WHAT IS NEEDED – Return, unaltered, every line from the beginning of the material below up to and including the one with "string; from: string;".

SUPPLIED DATA –
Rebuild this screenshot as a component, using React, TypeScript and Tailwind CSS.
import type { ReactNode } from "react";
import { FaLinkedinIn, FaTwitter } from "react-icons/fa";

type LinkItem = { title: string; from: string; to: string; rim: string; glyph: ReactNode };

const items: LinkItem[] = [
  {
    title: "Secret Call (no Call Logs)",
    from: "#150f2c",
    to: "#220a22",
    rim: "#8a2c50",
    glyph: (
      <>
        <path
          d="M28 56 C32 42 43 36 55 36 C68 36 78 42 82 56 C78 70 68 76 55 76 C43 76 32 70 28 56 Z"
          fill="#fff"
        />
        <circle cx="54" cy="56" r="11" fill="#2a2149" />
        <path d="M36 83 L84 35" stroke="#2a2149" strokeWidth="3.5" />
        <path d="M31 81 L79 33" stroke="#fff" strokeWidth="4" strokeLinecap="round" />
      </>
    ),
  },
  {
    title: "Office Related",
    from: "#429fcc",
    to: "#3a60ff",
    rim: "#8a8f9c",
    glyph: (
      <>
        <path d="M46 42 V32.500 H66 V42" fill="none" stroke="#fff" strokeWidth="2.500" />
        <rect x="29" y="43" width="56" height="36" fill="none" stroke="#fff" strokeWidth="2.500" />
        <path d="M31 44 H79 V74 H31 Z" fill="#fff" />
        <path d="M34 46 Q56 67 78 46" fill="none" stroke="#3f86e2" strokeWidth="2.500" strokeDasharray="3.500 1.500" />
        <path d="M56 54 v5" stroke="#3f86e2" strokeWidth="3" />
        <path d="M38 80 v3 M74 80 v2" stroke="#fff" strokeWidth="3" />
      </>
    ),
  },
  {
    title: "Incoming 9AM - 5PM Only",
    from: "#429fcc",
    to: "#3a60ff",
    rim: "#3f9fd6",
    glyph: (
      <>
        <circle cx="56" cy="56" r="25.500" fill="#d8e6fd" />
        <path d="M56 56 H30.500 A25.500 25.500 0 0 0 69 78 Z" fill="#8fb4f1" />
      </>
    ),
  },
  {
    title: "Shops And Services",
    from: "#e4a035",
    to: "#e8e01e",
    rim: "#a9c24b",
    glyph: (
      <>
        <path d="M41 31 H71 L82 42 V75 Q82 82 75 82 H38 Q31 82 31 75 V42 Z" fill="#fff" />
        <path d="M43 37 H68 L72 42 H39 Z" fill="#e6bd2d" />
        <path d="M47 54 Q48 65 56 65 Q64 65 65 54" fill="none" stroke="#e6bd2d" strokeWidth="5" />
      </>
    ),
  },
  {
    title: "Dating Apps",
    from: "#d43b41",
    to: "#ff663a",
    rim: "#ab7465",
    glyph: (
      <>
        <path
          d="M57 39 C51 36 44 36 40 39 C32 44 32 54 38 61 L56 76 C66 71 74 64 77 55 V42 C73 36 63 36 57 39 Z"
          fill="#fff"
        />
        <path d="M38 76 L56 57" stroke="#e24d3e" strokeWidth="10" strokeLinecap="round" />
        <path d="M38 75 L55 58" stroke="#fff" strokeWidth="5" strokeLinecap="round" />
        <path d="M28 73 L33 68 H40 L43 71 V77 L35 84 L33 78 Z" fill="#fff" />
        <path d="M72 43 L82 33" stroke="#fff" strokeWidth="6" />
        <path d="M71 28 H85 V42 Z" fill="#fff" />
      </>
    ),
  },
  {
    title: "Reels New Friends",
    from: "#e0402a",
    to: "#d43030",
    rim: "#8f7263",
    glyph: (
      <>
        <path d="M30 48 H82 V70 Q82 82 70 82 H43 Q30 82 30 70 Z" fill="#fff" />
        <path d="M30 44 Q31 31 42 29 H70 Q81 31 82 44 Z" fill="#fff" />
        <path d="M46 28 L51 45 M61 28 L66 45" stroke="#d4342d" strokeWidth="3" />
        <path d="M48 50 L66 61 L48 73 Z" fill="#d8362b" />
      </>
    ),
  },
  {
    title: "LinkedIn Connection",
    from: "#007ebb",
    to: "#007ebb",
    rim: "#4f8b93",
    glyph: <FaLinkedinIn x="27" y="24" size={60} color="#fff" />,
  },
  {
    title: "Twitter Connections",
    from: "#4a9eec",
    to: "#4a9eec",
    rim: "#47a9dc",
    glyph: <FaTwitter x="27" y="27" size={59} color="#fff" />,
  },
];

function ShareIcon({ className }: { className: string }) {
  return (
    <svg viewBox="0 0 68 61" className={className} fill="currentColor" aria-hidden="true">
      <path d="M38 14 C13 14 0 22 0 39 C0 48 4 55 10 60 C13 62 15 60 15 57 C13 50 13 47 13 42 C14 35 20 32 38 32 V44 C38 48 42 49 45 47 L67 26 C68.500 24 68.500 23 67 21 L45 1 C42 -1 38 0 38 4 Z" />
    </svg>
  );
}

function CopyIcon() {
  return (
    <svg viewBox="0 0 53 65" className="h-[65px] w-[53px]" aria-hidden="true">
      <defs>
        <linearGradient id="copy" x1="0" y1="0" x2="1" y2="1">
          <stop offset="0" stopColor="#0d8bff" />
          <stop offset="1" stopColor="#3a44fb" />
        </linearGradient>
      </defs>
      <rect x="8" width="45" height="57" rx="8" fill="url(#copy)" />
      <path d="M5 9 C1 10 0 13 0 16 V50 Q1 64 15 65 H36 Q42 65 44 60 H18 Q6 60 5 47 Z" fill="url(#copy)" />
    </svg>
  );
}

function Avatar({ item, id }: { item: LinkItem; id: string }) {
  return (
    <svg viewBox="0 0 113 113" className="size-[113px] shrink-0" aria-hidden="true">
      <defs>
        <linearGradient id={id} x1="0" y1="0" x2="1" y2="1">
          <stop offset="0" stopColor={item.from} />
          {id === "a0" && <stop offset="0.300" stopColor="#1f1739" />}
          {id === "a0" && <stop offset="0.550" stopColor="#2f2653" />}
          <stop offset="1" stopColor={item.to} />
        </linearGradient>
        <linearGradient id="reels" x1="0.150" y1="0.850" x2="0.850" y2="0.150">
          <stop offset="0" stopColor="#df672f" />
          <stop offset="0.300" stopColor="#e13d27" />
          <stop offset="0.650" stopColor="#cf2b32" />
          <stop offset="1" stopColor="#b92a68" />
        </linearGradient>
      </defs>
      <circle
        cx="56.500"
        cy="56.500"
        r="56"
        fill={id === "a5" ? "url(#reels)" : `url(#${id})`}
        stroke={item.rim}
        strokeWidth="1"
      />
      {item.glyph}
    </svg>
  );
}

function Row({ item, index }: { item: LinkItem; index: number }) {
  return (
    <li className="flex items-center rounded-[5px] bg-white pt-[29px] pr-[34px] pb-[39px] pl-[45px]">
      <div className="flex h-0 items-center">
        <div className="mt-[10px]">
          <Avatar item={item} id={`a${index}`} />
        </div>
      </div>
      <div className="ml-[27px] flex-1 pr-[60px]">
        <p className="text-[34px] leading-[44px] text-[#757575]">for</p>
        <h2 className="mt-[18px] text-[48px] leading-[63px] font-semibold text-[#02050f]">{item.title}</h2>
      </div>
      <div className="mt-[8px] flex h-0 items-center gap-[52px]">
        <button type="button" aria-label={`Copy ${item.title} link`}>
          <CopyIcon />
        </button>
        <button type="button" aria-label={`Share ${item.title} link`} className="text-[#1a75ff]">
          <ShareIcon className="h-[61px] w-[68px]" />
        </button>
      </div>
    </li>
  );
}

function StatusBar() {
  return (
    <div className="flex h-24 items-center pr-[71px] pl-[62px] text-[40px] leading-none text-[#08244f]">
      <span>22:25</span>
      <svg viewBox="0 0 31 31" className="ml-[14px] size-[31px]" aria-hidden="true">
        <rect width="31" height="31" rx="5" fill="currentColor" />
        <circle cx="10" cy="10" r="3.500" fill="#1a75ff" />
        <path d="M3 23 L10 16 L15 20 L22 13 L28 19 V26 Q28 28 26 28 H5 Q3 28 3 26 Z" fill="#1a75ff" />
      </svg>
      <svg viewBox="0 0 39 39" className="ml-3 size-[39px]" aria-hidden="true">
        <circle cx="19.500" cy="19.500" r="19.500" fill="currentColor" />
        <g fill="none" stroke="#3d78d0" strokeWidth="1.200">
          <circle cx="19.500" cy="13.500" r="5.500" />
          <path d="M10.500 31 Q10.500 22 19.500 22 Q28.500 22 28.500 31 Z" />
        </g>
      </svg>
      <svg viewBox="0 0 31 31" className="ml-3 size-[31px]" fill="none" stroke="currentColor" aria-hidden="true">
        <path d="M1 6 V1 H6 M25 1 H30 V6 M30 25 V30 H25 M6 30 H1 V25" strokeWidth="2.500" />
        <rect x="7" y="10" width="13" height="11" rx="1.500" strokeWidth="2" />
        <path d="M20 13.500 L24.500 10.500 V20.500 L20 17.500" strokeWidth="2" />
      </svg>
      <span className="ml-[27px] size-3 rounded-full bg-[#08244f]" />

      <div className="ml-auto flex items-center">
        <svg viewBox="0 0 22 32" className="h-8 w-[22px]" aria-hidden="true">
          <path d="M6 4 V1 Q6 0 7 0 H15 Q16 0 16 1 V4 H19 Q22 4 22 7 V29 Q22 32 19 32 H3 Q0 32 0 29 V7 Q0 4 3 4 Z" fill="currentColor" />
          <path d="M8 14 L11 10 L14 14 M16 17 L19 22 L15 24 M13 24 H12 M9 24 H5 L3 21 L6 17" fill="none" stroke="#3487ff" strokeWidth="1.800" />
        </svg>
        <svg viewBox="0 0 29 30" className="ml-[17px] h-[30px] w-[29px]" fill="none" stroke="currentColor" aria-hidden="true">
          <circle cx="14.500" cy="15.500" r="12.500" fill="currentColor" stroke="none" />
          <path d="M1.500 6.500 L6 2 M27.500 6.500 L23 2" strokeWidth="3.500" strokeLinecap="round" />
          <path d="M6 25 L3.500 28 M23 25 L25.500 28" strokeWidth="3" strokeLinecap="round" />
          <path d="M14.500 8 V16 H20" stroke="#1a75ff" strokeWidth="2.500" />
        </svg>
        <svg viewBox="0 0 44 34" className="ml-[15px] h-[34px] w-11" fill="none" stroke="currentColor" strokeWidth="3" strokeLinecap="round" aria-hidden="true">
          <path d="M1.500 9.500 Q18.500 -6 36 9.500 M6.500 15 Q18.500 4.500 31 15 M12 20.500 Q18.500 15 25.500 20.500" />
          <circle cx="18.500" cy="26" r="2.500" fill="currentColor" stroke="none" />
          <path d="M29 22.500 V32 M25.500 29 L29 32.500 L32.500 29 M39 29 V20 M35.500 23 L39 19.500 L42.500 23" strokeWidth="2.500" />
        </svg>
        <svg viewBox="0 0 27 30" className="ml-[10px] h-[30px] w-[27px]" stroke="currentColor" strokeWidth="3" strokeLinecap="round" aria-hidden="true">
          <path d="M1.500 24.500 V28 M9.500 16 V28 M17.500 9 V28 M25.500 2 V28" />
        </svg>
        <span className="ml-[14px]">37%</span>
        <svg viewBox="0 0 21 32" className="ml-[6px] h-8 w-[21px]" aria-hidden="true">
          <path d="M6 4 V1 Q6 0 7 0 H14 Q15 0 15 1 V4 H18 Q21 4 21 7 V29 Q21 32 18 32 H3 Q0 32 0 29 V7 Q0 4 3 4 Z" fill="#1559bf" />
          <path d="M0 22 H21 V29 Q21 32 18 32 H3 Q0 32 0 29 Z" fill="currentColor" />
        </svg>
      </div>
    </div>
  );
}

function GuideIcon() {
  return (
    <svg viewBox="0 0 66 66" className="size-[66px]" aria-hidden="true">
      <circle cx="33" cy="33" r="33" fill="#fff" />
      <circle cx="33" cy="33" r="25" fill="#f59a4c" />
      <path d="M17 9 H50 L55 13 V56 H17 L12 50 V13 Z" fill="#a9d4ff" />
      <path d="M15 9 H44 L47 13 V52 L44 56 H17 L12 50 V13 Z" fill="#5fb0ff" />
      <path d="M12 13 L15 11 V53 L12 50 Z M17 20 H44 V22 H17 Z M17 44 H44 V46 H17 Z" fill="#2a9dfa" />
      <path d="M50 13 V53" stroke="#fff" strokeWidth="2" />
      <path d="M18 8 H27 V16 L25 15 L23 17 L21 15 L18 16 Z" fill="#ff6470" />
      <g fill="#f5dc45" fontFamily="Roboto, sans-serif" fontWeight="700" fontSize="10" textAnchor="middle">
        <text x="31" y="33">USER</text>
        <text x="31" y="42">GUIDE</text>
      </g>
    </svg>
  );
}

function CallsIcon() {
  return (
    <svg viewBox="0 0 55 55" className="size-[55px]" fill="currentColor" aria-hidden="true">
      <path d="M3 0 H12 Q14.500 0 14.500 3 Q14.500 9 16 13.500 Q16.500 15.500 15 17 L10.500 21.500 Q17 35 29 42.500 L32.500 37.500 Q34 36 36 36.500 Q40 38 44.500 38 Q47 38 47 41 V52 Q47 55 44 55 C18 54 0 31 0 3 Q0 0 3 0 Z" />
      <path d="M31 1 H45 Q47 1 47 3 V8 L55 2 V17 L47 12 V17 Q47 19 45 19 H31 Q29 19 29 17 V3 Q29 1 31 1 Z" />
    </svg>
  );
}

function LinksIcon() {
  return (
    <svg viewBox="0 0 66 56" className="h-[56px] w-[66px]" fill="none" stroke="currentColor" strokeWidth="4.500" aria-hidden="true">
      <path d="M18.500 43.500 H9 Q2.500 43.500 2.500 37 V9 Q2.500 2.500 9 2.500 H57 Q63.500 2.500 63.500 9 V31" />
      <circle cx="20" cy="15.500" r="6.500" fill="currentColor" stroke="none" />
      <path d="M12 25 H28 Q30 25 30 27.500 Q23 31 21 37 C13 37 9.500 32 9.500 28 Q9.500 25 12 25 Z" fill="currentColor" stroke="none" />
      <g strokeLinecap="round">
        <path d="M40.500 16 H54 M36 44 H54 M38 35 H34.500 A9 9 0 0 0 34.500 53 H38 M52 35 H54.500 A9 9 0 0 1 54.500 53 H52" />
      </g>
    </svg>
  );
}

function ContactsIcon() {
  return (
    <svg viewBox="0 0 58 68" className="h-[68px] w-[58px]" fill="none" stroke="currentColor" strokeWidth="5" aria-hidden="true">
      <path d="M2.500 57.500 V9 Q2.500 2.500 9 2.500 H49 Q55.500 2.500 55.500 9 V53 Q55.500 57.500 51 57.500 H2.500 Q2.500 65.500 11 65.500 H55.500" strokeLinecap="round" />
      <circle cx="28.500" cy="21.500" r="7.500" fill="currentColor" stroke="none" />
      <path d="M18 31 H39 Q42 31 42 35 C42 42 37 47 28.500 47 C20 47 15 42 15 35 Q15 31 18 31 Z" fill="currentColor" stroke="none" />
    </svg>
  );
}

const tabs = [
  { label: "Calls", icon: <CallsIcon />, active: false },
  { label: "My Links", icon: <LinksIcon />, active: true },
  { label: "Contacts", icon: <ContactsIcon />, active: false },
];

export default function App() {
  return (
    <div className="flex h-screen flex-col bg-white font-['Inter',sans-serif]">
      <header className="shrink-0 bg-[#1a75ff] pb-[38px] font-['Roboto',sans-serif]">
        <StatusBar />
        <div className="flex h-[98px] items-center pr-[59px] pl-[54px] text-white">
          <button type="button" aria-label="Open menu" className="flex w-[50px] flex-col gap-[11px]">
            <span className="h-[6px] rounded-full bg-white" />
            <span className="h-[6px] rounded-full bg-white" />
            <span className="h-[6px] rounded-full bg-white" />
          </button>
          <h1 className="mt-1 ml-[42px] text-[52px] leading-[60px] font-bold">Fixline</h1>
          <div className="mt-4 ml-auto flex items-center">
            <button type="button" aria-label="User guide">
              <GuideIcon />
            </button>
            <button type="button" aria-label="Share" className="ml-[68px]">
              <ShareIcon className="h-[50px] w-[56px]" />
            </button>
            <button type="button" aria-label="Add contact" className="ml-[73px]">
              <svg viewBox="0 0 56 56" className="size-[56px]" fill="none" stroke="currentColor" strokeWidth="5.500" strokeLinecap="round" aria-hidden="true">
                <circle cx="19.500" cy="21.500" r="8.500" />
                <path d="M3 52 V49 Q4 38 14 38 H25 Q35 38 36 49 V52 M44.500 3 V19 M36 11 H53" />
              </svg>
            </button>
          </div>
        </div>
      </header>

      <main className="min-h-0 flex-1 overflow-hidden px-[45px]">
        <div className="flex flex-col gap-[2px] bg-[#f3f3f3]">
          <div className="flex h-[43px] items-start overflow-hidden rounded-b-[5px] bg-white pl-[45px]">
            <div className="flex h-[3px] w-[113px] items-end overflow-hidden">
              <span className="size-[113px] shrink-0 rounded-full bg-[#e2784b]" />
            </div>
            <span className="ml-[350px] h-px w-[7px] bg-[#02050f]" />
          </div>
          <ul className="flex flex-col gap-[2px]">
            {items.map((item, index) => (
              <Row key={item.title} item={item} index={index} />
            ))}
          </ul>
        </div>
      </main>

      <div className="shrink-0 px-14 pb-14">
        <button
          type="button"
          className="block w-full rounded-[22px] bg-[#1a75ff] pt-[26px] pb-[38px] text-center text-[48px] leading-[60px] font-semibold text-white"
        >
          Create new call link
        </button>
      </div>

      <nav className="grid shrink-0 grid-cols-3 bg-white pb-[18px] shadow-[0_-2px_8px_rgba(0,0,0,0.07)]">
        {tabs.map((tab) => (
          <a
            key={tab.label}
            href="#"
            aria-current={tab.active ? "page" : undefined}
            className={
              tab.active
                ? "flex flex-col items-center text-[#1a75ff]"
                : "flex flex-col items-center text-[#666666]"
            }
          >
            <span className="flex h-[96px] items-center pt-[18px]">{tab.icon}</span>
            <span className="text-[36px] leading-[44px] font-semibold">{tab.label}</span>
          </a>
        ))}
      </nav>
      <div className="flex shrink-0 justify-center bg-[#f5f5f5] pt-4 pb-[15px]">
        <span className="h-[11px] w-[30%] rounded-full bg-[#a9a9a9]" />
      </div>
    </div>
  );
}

RESPONSE TO THE TASK –
Rebuild this screenshot as a component, using React, TypeScript and Tailwind CSS.
import type { ReactNode } from "react";
import { FaLinkedinIn, FaTwitter } from "react-icons/fa";

type LinkItem = { title: string; from: string; to: string; rim: string; glyph: ReactNode };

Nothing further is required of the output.